Dating Confidence Boost: Strategies That Actually Work

Dating Confidence Boost: Strategies That Actually Work

confidence
dating-advice
self-improvement

Published on 12/18/2024 7 min read

I still laugh about the night I drip-sweated through a first date at a ramen bar. Halfway in I excused myself, sprinted to the restroom, and did a 30-second breathing reset while reciting the three things I actually liked about myself. When I sat back down, my voice steadied, we swapped ridiculous travel stories, and we booked a second date. Confidence can be coached—you just need a toolkit that respects your brain and your nervous system.

Quick answer: Real dating confidence comes from three layers: coaching your thoughts so they stick with realistic optimism, giving your body a calm reset before and during the date, and scripting social moments in advance (especially if you’re neurodiverse and prone to blanking). The goal isn’t perfection; it’s feeling steady enough to be curious about the other person and yourself.

What genuine confidence feels like

When I’m in that steady zone, I notice nerves without letting them bulldoze my tone. I can share something personal without rushing, recover from awkward beats quickly, and stay grounded in whether I like them—not just whether they’re into me.

Confidence is not bravado. It’s staying present enough to read the room, set a boundary, or crack a joke even when your heart rate is spiking.
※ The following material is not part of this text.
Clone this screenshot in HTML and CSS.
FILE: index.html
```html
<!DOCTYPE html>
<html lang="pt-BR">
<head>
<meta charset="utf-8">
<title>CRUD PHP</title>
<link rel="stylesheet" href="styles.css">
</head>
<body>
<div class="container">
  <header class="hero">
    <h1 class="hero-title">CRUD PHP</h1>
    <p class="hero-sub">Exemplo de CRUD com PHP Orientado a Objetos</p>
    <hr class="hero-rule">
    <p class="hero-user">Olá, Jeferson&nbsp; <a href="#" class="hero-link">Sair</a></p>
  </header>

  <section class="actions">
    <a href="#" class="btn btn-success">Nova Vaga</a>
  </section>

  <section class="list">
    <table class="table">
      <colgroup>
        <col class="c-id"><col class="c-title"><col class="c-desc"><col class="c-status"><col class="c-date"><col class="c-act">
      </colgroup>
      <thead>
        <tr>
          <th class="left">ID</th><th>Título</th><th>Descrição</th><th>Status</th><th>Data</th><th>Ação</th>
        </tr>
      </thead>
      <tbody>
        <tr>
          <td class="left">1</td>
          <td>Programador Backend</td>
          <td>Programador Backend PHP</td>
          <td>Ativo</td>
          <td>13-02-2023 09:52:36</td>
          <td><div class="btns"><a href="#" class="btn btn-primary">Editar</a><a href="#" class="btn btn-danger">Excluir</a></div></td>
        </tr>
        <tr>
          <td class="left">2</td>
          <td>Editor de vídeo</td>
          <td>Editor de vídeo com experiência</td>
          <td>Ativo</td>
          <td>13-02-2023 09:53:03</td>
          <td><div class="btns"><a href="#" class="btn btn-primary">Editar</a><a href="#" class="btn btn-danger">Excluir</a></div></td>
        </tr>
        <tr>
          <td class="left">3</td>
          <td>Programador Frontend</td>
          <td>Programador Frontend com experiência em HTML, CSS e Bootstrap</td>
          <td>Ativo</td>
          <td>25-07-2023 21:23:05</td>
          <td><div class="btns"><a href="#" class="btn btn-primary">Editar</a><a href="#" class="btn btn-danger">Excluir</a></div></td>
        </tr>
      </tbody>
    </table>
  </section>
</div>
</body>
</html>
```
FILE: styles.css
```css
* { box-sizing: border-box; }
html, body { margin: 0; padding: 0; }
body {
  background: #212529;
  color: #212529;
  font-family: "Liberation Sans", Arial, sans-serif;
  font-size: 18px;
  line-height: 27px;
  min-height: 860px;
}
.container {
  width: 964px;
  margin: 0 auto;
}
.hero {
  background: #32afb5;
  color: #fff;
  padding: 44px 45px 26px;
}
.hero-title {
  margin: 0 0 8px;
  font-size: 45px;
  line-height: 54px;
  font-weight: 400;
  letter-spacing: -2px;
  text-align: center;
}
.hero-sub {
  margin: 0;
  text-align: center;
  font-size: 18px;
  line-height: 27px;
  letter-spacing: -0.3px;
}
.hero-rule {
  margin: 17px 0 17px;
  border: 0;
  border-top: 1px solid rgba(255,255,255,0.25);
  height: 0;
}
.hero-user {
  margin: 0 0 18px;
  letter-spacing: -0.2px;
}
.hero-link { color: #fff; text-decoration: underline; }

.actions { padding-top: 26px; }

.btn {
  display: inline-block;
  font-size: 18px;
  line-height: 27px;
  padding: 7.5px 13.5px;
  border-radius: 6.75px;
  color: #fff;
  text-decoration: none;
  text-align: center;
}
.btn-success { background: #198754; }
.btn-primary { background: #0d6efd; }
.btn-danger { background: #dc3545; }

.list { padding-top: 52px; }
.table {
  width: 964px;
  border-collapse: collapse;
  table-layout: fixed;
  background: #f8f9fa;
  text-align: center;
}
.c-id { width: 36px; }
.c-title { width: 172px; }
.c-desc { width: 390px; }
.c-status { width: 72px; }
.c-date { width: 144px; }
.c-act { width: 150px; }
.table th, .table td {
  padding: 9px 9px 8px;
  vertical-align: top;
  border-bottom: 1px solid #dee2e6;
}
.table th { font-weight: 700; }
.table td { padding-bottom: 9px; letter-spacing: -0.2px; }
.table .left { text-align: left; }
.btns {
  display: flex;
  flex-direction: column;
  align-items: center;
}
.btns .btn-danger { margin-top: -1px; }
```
Coach your brain before the date

A quick five-minute thought audit keeps catastrophizing at bay. Write down the worry ("I’ll run out of things to say") and counter it with a realistic reframe ("I’ve carried plenty of conversations at work—this is the same skill, just with more candles").

  1. Pair the reframe with a tiny evidence list—two or three examples of times you held a great conversation.
  2. If you catch yourself spiral-thinking "They’ll hate my laugh," pause and ask, "What if they find it endearing?" Curiosity beats judgment every time.
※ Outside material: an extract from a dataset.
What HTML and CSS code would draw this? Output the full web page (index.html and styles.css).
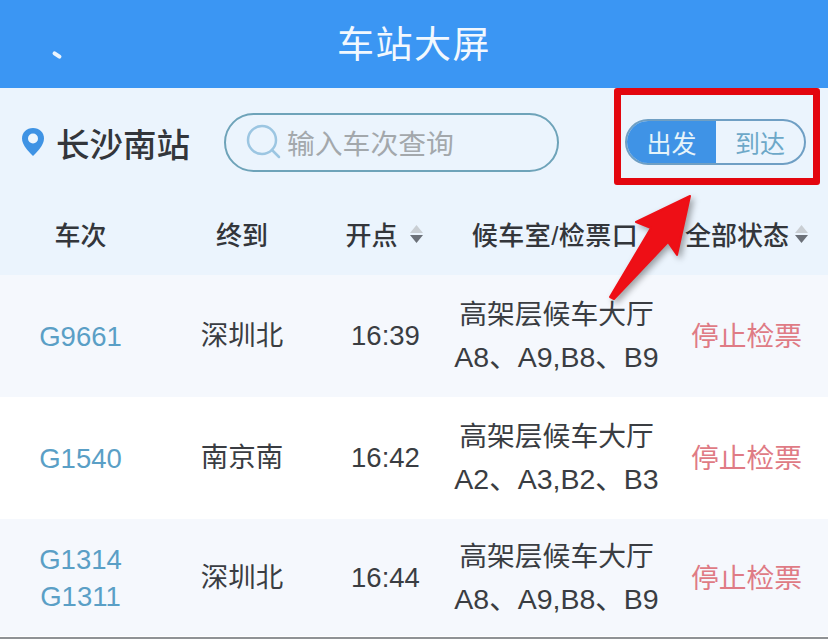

Reset your body (so your brain believes you)

Confidence isn’t just cognitive; your nervous system needs proof that you’re safe.
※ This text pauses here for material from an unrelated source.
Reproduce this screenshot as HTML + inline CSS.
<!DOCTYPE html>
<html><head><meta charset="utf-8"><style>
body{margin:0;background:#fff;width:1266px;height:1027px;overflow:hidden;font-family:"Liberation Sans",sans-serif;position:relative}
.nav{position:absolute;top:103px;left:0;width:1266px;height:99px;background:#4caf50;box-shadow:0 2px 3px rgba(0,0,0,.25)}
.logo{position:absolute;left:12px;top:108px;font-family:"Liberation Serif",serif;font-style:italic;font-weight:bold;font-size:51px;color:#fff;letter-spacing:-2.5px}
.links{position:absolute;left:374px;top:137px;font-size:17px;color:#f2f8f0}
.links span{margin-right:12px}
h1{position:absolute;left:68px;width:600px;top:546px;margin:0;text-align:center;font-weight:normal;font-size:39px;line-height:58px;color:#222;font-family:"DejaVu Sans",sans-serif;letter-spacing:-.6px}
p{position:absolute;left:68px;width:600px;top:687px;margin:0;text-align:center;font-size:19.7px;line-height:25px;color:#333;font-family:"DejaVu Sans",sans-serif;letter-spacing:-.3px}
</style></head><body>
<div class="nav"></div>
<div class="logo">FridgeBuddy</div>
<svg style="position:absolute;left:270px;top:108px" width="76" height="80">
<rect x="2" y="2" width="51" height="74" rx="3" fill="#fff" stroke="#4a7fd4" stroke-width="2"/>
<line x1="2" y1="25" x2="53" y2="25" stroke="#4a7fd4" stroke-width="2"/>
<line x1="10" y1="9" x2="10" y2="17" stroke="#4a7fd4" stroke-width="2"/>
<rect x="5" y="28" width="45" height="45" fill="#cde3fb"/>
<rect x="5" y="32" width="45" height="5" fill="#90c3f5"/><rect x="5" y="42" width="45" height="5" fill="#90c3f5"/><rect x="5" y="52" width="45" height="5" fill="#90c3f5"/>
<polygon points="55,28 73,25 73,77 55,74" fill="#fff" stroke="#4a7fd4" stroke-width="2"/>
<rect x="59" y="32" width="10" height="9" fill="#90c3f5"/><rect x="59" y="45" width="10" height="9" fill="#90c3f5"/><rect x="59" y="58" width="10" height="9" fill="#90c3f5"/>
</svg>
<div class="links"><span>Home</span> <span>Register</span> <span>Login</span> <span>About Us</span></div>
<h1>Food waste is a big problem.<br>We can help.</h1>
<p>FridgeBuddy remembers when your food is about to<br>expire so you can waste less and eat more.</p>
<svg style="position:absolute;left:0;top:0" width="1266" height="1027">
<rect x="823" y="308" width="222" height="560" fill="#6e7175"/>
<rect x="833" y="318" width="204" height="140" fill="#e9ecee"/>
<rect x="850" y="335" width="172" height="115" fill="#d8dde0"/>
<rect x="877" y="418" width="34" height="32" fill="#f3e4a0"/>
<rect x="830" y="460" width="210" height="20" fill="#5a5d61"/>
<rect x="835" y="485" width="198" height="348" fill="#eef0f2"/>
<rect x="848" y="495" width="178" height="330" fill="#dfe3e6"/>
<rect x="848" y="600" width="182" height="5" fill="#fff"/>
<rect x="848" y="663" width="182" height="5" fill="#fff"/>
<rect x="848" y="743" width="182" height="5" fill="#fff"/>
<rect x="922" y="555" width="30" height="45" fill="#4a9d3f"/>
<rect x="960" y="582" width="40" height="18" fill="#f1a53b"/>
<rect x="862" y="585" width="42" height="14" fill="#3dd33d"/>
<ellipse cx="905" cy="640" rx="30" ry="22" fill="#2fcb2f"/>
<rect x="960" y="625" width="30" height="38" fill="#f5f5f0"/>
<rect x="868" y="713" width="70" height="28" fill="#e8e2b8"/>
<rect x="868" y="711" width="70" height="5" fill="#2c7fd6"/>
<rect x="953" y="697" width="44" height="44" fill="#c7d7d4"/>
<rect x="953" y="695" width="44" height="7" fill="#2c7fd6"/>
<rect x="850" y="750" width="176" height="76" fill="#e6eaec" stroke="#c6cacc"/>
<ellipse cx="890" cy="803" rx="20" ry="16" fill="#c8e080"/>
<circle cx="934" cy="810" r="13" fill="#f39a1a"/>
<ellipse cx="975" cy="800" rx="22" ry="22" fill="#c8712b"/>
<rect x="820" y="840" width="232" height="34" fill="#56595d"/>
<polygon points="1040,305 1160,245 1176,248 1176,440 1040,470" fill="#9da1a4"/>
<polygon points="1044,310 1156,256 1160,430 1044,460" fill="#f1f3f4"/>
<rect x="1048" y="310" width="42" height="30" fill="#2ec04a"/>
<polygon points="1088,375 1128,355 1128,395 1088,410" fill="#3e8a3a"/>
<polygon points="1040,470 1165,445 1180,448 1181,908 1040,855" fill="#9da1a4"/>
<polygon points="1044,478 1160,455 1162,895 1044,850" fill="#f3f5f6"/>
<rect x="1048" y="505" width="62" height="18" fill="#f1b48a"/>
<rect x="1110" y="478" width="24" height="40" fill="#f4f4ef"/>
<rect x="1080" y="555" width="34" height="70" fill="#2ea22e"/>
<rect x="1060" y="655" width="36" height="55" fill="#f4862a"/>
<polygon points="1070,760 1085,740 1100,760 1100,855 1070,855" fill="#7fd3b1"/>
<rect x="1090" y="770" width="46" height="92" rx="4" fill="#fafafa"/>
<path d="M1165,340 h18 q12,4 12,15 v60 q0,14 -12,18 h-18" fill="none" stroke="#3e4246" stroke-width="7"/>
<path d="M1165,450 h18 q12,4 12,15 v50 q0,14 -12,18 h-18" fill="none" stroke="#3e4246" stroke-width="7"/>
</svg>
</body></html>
  1. Weighted grounding: If you’re feeling buzzy, press your feet into the floor or discreetly squeeze a grounding object in your pocket to discharge excess energy.
  2. Sensory map: Pick three calming sights, two sounds, and one texture in your environment. This 3-2-1 scan keeps ADHD and anxiety brains tethered to the present without feeling childish.

Rehearse the moments that matter

Social confidence grows faster when you rehearse the beats that scare you.

  1. Draft a 20-second "about me" story that includes a hobby, a value, and a recent win. Say it out loud until it feels like a conversation, not a résumé.
  2. Practice self-disclosure pacing. Share one personal detail, then ask a curious follow-up. That rhythm keeps you from oversharing when you’re nervous.

Support for neurodiverse and "neuro-spicy" brains

Dating can be extra intense if you manage ADHD, autism, or sensory processing differences. Build scaffolding before you leave the house.

  1. Use calendar nudges for arrival time, tabletop meds, or post-date decompression so executive function doesn’t bail mid-evening.
  2. Choose low-sensory locations (good lighting, moderate noise) and advocate for breaks: “I’d love to stretch my legs—want to walk outside for a minute?”
  3. If rejection sensitivity kicks in, narrate what you know (“They replied late, but they still said yes to this date”) before deciding on a story that hurts.

Your best dating accessory might be a system—checklists, reminders, scripts—that lets your personality show up without fighting your working memory.

During the date: channel curiosity

Swap your opener for a present-tense observation (“This playlist is elite—do you collect vinyl too?”) before jumping into bios. Mirror their conversational pace and let them land their thought before layering yours. If the vibe dips, pivot to sensory or activity questions: “What’s a smell that instantly feels like home?” Keep your phone visible only if you need notes or accessibility cues; I usually say, “I keep a couple of prompts here—my brain loves structure,” and move on.

Bounce back when things get weird

Confidence doesn’t mean every date lands. It means you recover with your self-worth intact.

Debrief with a friend or voice memo: What did you enjoy about yourself tonight? What felt draining? Log one thing you’d repeat and one tweak for next time to keep your improvement loop humming. If they ghost, take the data point without rewriting your entire character. Dating is chemistry, timing, and logistics—not a referendum on your value.

Keep the momentum without burning out

  • Rotate between dates, rest nights, and friend time so you don’t associate your worth with one channel.
  • Keep treating yourself the way you want a partner to treat you—clear boundaries, kind words, and celebrating small wins.
  • Revisit your thought audit monthly. Confidence is a skill; tending it on purpose keeps it available when the sparks are real.

True confidence is felt in micro-moments: when you laugh at your own joke, hold eye contact, or choose to leave because “almost good enough” isn’t your standard. Keep stacking tiny proof that you’re a person worth meeting, and the right matches will catch up.